[Web page code records]
----

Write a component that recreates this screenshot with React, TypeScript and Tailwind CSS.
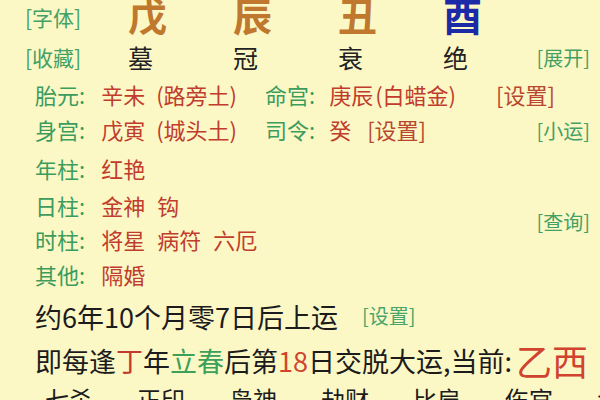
import React from 'react';

const green = 'text-[#3b9c5d]';
const red = 'text-[#c03c2d]';

const Label: React.FC<{ children: React.ReactNode }> = ({ children }) => (
  <span className={green}>{children}</span>
);

const Value: React.FC<{ children: React.ReactNode; className?: string }> = ({ children, className = '' }) => (
  <span className={`${red} ${className}`}>{children}</span>
);

const SideLink: React.FC<{ children: React.ReactNode; className?: string }> = ({ children, className = '' }) => (
  <span className={`text-[20px] leading-none text-[#45a065] ${className}`}>{children}</span>
);

const pillars = [
  { gan: '戊', state: '墓', color: 'text-[#c0782e]' },
  { gan: '辰', state: '冠', color: 'text-[#c0782e]' },
  { gan: '丑', state: '衰', color: 'text-[#c0782e]' },
  { gan: '酉', state: '绝', color: 'text-[#1c2aa8]' }
];

const gods = ['七杀', '正印', '枭神', '劫财', '比肩', '伤官', '食神'];

export default function App() {
  return (
    <div className="w-[600px] h-[400px] overflow-hidden bg-[#fcf8c6] font-['Noto_Sans_CJK_SC',sans-serif] leading-none">
      <div className="-mt-[7px]">
        {/* 四柱 */}
        <div className="flex h-[42px] items-center">
          <div className="w-[128px] pl-[25px] mt-[6px]">
            <SideLink className="text-[21px]">[字体]</SideLink>
          </div>
          {pillars.map((p, i) => (
            <div key={i} className={`w-[105px] text-[39px] font-bold ${p.color}`}>
              {p.gan}
            </div>
          ))}
        </div>

        <div className="flex h-[45px] items-center">
          <div className="w-[128px] pl-[25px]">
            <SideLink className="text-[21px]">[收藏]</SideLink>
          </div>
          {pillars.map((p, i) => (
            <div key={i} className={`${i === 3 ? 'w-[82px]' : 'w-[105px]'} text-[25px] text-[#222]`}>
              {p.state}
            </div>
          ))}
          <div className="flex-1 flex justify-end pr-[10px]">
            <SideLink>[展开]</SideLink>
          </div>
        </div>

        {/* 胎元 / 身宫 */}
        <div className="flex h-[28px] items-center pl-[35px] text-[22px] whitespace-nowrap">
          <Label>胎元:</Label>
          <Value className="ml-[16px]">辛未</Value>
          <Value className="ml-[11px]">(路旁土)</Value>
          <Label><span className="ml-[28px]">命宫:</span></Label>
          <Value className="ml-[14px]">庚辰</Value>
          <Value className="ml-[2px]">(白蜡金)</Value>
          <span className="ml-[40px] text-[#b9472f]">[设置]</span>
        </div>

        <div className="flex h-[42px] items-center pl-[35px] text-[22px] whitespace-nowrap">
          <Label>身宫:</Label>
          <Value className="ml-[16px]">戊寅</Value>
          <Value className="ml-[11px]">(城头土)</Value>
          <Label><span className="ml-[28px]">司令:</span></Label>
          <Value className="ml-[14px]">癸</Value>
          <span className="ml-[16px] text-[#b9472f]">[设置]</span>
          <div className="ml-auto pr-[10px]">
            <SideLink>[小运]</SideLink>
          </div>
        </div>

        {/* 神煞 */}
        <div className="flex h-[36px] items-center pl-[35px] text-[22px]">
          <Label>年柱:</Label>
          <Value className="ml-[16px]">红艳</Value>
        </div>

        <div className="flex">
          <div className="flex flex-col">
            <div className="flex h-[38px] items-center pl-[35px] text-[22px]">
              <Label>日柱:</Label>
              <Value className="ml-[16px]">金神</Value>
              <Value className="ml-[12px]">钩</Value>
            </div>
            <div className="flex h-[30px] items-center pl-[35px] text-[22px]">
              <Label>时柱:</Label>
              <Value className="ml-[16px]">将星</Value>
              <Value className="ml-[12px]">病符</Value>
              <Value className="ml-[12px]">六厄</Value>
            </div>
          </div>
          <div className="ml-auto pr-[10px] self-center mt-1">
            <SideLink>[查询]</SideLink>
          </div>
        </div>

        <div className="flex h-[40px] items-center pl-[35px] text-[22px]">
          <Label>其他:</Label>
          <Value className="ml-[16px]">隔婚</Value>
        </div>

        {/* 起运 */}
        <div className="flex h-[44px] items-center pl-[35px] text-[27px] text-[#1c1c1c] whitespace-nowrap">
          <span>约6年10个月零7日后上运</span>
          <span className="ml-[24px] text-[20px] text-[#4aa56a]">[设置]</span>
        </div>

        <div className="flex h-[44px] items-center pl-[35px] text-[27px] text-[#1c1c1c] whitespace-nowrap">
          <span>
            即每逢<span className="text-[#c23a2c]">丁</span>年
            <span className="text-[#3aa05a]">立春</span>后第
            <span className="text-[#d0442e]">18</span>日交脱大运,当前:
          </span>
          <span className="ml-[4px] text-[36px] text-[#d0432f]">乙西</span>
        </div>

        {/* 十神 */}
        <div className="flex h-[34px] items-center pl-[45px] text-[24px] text-[#1c1c1c] whitespace-nowrap">
          {gods.map((g) => (
            <div key={g} className="w-[92px] shrink-0">
              {g}
            </div>
          ))}
        </div>
      </div>
    </div>
  );
}
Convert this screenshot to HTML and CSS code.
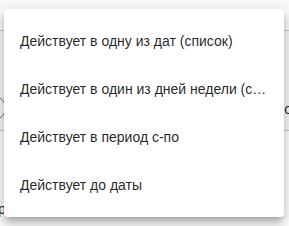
FILE: index.html
```html
<!DOCTYPE html>
<html>
<head>
<meta charset="UTF-8">
<title>Тип действия</title>
<link rel="stylesheet" href="styles.css">
</head>
<body>
<div class="page">
	<div class="head"></div>
	<div class="row">
		<span class="round"></span>
		<span class="grow"></span>
		<span class="tail">о</span>
	</div>
	<div class="row2"></div>
	<div class="foot">р,</div>
</div>
<ul class="menu">
	<li class="item">Действует в одну из дат (список)</li>
	<li class="item">Действует в один из дней недели (список)</li>
	<li class="item">Действует в период с-по</li>
	<li class="item">Действует до даты</li>
</ul>
</body>
</html>
```

FILE: styles.css
```css
body {
	margin: 0;
	background: #fff;
	font-family: "Liberation Sans", Arial, sans-serif;
	color: rgba(0, 0, 0, 0.87);
}
.page {
	width: 289px;
	height: 226px;
	overflow: hidden;
}
.head {
	height: 30px;
	border-bottom: 1px solid #c8c8c8;
	background: #fafafa;
}
.row {
	display: flex;
	align-items: center;
	height: 99px;
	border-bottom: 1px solid #c8c8c8;
	background: #f7f7f7;
	font-size: 14px;
}
.round {
	width: 24px;
	height: 24px;
	margin-left: -20px;
	margin-top: 54px;
	border: 1px solid #777;
	border-radius: 50%;
}
.grow {
	flex: 1;
}
.tail {
	margin-right: -3px;
	margin-top: 56px;
}
.row2 {
	height: 70px;
	background: #fff;
}
.foot {
	font-size: 14px;
	margin-left: -2px;
}
.menu {
	position: absolute;
	left: 4px;
	top: 9px;
	width: 280px;
	margin: 0;
	padding: 8px 0;
	list-style: none;
	background: #fff;
	border-radius: 4px;
	box-shadow: 0px 5px 5px -3px rgba(0,0,0,0.2), 0px 8px 10px 1px rgba(0,0,0,0.14), 0px 3px 14px 2px rgba(0,0,0,0.12);
}
.item {
	height: 48px;
	line-height: 48px;
	padding: 0 16px;
	font-size: 14px;
	white-space: nowrap;
	overflow: hidden;
	text-overflow: ellipsis;
}
```
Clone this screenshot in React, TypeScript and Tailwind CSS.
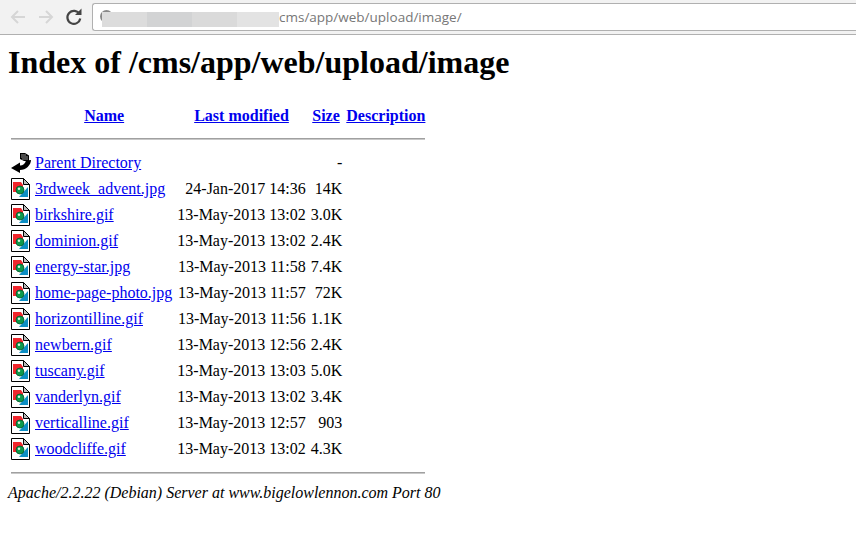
const rows = [
  ["3rdweek_advent.jpg", "24-Jan-2017 14:36", "14K"],
  ["birkshire.gif", "13-May-2013 13:02", "3.0K"],
  ["dominion.gif", "13-May-2013 13:02", "2.4K"],
  ["energy-star.jpg", "13-May-2013 11:58", "7.4K"],
  ["home-page-photo.jpg", "13-May-2013 11:57", "72K"],
  ["horizontilline.gif", "13-May-2013 11:56", "1.1K"],
  ["newbern.gif", "13-May-2013 12:56", "2.4K"],
  ["tuscany.gif", "13-May-2013 13:03", "5.0K"],
  ["vanderlyn.gif", "13-May-2013 13:02", "3.4K"],
  ["verticalline.gif", "13-May-2013 12:57", "903"],
  ["woodcliffe.gif", "13-May-2013 13:02", "4.3K"],
];

function ImageIcon() {
  return (
    <svg width="20" height="22" viewBox="0 0 20 22" className="block">
      <path d="M.5 .5H12.500L18.500 6.500V21.500H.5Z" fill="#fff" stroke="#000" />
      <path d="M12.500 .5V6.500H18.500Z" fill="#bbb" stroke="#000" />
      <path d="M2 4H10L12 7V10L8 14H2Z" fill="#f0262c" />
      <path d="M17 9V19H8Z" fill="#0d8fc4" />
      <circle cx="9" cy="12" r="4" fill="#0d9a4c" stroke="#04592c" strokeWidth=".8" />
      <circle cx="8" cy="10.800" r="1.200" fill="#d8f5df" />
    </svg>
  );
}

function BackIcon() {
  return (
    <svg width="20" height="22" viewBox="0 0 20 22" className="block">
      <path d="M0 16L9 10.500V13.500C12 13.500 14 12 15 8.500L20 8C20 13 15 18 9 18V21Z" fill="#000" />
      <path d="M9 1H14L18 3.500V9H13L9 7Z" fill="#000" />
      <path d="M10 3H15M10 5H17M11 7H17" stroke="#fff" strokeWidth=".6" />
    </svg>
  );
}

const mask = ["w-[45px] bg-[#dcdcdc]", "w-[45px] bg-[#d2d3d4]", "w-[45px] bg-[#dadada]", "w-[42px] bg-[#e3e3e3]"];

export default function App() {
  return (
    <div className="w-[856px] h-[556px] overflow-hidden bg-white font-['Liberation_Serif',serif] text-[16px] leading-[18px] text-black">
      <div className="h-[35px] bg-[#f2f2f2] border-b border-[#b0b0b0] flex items-center">
        <svg width="92" height="30" viewBox="0 0 92 30" className="shrink-0" fill="none">
          <path d="M25 15H12.500M18 9L12 15L18 21" stroke="#d6d6d6" strokeWidth="2" />
          <path d="M39 15H51.500M46 9L52 15L46 21" stroke="#d6d6d6" strokeWidth="2" />
          <path d="M79.500 12A6.500 6.500 0 1 0 80.300 16.500" stroke="#444" strokeWidth="2.200" />
          <path d="M75 13H81.500V6.500Z" fill="#444" />
        </svg>
        <div className="relative h-[28px] flex-1 bg-white border border-[#b0b0b0] border-r-0 rounded-l-[3px] flex items-center font-['Open_Sans',sans-serif] text-[13.500px] text-[#777] pl-[186px]">
          cms/app/web/upload/image/
          <span className="absolute left-[7px] top-[6px] w-[13px] h-[13px] rounded-full border-2 border-[#888] border-r-transparent border-b-transparent" />
          <div className="absolute left-[9px] top-[8px] h-[15px] flex">
            {mask.map((m) => <span key={m} className={m + " h-[15px] block"} />)}
          </div>
        </div>
      </div>

      <h1 className="font-bold text-[32px] leading-[37px] ml-[8px] mt-[9px]">Index of /cms/app/web/upload/image</h1>

      <table className="ml-[8px] mt-[23px] border-separate border-spacing-[2px]">
        <thead>
          <tr className="h-[20px]">
            <th className="p-[1px]"></th>
            <th className="p-[1px]"><a className="text-[#0000ee] underline">Name</a></th>
            <th className="p-[1px]"><a className="text-[#0000ee] underline">Last modified</a></th>
            <th className="p-[1px]"><a className="text-[#0000ee] underline">Size</a></th>
            <th className="p-[1px]"><a className="text-[#0000ee] underline">Description</a></th>
          </tr>
          <tr><th colSpan={5} className="p-[1px]"><div className="h-[2px] mt-[9px] mb-[8px] bg-[#a0a0a0] border-b border-[#c8c8c8]" /></th></tr>
        </thead>
        <tbody>
          <tr>
            <td className="p-[1px] align-top"><BackIcon /></td>
            <td className="p-[1px] pr-[2px]"><a className="text-[#0000ee] underline">Parent Directory</a></td>
            <td className="p-[1px]"></td>
            <td className="p-[1px] pl-[2px] text-right">- </td>
            <td className="p-[1px]"></td>
          </tr>
          {rows.map((r) => (
            <tr key={r[0]}>
              <td className="p-[1px] align-top"><ImageIcon /></td>
              <td className="p-[1px] pr-[2px]"><a className="text-[#0000ee] underline">{r[0]}</a></td>
              <td className="p-[1px] text-right">{r[1]}</td>
              <td className="p-[1px] pl-[2px] text-right">{r[2]}</td>
              <td className="p-[1px]"></td>
            </tr>
          ))}
          <tr><th colSpan={5} className="p-[1px]"><div className="h-[2px] mt-[8px] mb-[7px] bg-[#a0a0a0] border-b border-[#c8c8c8]" /></th></tr>
        </tbody>
      </table>
      <address className="ml-[8px] italic">Apache/2.2.22 (Debian) Server at www.bigelowlennon.com Port 80</address>
    </div>
  );
}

----

WRITTEN TASK: Search the listing for the word "React" and return each line that holds it.

CORRECT RESULT:
Write a component that recreates this screenshot with React, TypeScript and Tailwind CSS.
import React from 'react';
const Label: React.FC<{ children: React.ReactNode }> = ({ children }) => (
const Value: React.FC<{ children: React.ReactNode; className?: string }> = ({ children, className = '' }) => (
const SideLink: React.FC<{ children: React.ReactNode; className?: string }> = ({ children, className = '' }) => (
Clone this screenshot in React, TypeScript and Tailwind CSS.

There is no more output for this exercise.